═════ Extracted records ═════
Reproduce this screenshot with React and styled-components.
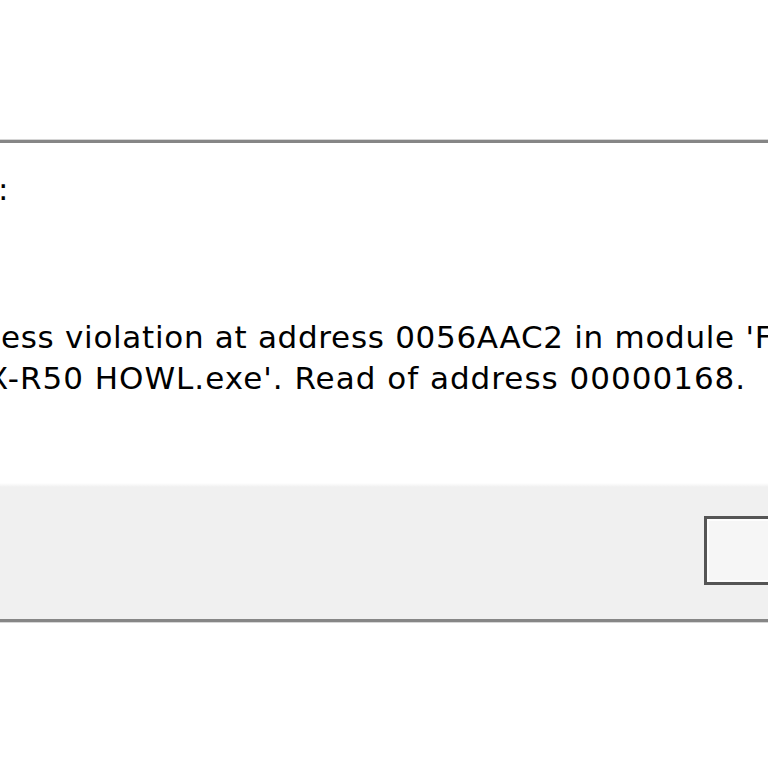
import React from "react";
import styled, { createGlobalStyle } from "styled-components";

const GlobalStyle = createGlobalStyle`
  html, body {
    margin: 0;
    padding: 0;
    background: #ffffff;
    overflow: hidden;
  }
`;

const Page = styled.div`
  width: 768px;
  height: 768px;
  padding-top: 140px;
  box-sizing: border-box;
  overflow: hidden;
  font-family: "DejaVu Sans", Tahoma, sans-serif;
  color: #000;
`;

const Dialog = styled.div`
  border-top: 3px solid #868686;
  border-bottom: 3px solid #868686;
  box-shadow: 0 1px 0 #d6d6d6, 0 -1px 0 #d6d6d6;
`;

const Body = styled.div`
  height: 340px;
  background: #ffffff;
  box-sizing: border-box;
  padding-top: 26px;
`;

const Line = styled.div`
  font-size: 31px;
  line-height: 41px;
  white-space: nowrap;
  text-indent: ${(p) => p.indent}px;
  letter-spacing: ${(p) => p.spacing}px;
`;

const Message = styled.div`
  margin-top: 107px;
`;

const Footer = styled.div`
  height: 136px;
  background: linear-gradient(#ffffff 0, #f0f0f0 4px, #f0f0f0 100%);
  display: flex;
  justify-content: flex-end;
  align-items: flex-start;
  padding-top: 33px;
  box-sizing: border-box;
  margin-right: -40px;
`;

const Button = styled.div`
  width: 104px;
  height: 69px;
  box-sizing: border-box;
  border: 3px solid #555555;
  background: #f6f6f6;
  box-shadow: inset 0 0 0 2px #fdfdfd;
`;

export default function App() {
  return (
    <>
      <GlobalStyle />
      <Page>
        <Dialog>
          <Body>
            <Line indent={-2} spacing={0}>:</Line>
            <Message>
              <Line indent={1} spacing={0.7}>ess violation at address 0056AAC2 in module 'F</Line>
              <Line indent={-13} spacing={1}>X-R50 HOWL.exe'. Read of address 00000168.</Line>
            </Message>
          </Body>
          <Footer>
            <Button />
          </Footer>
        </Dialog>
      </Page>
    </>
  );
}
═════
═════ Extracted records ═════
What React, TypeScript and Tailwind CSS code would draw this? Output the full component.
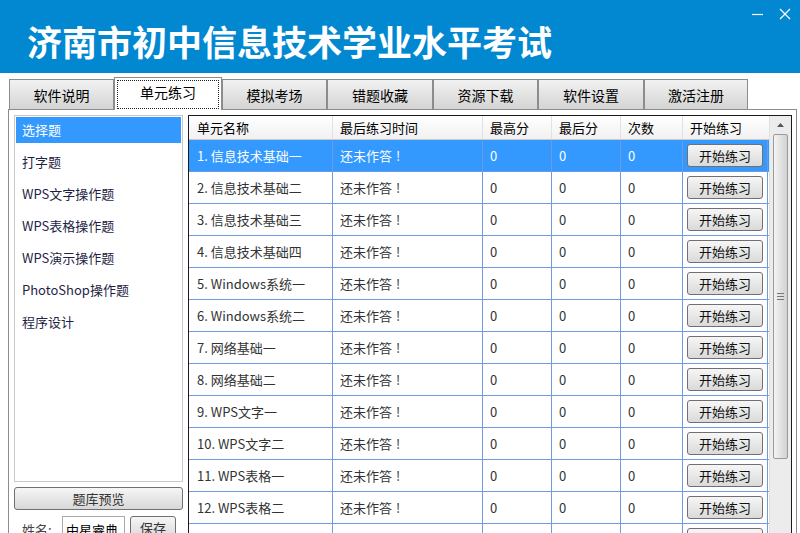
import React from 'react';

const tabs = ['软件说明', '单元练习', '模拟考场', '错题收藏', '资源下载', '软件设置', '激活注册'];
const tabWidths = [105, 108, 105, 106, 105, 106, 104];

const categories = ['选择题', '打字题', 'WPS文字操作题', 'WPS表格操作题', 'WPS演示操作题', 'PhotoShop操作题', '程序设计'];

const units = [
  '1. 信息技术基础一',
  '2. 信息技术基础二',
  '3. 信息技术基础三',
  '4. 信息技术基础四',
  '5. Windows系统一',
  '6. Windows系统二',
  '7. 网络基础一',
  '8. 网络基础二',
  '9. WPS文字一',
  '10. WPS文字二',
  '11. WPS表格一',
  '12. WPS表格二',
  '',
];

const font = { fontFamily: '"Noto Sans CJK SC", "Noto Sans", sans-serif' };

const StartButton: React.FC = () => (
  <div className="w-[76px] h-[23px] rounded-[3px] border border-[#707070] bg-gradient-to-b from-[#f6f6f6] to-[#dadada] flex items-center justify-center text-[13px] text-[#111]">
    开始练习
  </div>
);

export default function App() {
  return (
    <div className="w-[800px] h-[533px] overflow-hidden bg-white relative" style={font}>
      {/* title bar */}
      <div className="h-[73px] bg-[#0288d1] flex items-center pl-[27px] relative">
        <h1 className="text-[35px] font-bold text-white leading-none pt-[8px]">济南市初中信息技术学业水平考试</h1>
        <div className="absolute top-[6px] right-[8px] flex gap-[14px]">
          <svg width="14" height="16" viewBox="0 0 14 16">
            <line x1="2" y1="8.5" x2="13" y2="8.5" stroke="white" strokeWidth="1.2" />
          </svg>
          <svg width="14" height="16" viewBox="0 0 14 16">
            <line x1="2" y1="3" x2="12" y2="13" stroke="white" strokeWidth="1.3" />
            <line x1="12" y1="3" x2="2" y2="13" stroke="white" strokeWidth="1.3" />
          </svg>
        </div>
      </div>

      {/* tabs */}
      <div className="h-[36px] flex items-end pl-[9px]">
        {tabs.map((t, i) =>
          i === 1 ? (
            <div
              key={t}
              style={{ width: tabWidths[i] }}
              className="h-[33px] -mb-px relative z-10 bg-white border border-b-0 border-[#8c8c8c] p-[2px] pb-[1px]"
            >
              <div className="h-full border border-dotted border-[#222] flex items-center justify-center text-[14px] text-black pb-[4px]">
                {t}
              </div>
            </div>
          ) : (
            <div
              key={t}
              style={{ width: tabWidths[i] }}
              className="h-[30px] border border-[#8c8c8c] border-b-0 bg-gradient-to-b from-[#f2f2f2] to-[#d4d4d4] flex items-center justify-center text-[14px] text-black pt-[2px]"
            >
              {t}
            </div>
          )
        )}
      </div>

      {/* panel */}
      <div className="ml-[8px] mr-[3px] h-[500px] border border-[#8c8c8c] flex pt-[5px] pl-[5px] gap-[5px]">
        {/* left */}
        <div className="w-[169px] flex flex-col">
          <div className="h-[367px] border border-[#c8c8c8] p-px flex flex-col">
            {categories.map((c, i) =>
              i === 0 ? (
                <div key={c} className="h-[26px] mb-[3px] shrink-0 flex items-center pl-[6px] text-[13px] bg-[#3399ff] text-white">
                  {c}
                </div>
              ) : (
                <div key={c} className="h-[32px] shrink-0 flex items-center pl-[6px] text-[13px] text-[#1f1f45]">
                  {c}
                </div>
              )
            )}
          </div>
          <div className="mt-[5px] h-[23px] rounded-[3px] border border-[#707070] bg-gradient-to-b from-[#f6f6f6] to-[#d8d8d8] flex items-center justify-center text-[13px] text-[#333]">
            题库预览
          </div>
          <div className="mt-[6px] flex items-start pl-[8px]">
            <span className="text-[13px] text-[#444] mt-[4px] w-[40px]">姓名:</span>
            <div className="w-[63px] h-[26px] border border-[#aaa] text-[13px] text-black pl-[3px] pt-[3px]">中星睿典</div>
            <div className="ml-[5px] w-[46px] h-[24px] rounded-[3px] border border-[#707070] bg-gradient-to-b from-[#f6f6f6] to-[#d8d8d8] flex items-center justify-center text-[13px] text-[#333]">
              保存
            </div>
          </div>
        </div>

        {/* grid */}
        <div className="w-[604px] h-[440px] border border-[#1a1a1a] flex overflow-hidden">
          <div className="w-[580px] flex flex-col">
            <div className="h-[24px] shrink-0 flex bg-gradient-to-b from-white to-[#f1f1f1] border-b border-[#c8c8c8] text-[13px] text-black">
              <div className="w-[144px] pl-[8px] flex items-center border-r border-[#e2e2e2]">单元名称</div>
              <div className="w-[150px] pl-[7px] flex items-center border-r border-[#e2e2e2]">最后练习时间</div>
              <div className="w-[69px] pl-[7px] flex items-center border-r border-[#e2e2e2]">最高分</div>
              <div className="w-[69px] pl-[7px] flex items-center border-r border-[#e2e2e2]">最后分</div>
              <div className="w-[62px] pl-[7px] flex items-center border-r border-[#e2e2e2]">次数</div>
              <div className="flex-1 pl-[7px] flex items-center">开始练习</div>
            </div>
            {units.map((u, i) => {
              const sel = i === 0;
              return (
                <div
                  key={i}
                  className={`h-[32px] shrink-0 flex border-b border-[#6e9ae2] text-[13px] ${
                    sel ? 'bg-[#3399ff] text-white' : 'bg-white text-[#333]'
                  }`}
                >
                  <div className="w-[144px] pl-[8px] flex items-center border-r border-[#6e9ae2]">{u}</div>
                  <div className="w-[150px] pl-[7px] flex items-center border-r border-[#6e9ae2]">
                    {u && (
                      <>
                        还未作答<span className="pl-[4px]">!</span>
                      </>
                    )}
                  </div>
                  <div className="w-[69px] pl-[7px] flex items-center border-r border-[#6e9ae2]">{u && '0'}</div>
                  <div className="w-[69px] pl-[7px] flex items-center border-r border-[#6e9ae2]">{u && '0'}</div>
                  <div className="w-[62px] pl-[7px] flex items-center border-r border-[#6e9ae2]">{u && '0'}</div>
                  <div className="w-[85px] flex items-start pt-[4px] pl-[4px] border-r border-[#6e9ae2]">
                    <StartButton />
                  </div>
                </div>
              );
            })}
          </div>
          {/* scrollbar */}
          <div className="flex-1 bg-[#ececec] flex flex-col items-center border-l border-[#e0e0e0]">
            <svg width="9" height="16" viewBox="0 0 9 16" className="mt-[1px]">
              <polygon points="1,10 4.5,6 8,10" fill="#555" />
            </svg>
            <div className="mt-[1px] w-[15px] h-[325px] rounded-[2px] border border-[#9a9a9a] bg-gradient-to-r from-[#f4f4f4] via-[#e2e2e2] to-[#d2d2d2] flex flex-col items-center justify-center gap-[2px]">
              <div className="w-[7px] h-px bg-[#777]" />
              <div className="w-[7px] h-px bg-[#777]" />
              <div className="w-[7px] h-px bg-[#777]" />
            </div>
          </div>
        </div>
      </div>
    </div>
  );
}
═════
Your goal:
Keep only those lines of the records that hold "this", and return them.

Task answer:
Reproduce this screenshot with React and styled-components.
What React, TypeScript and Tailwind CSS code would draw this? Output the full component.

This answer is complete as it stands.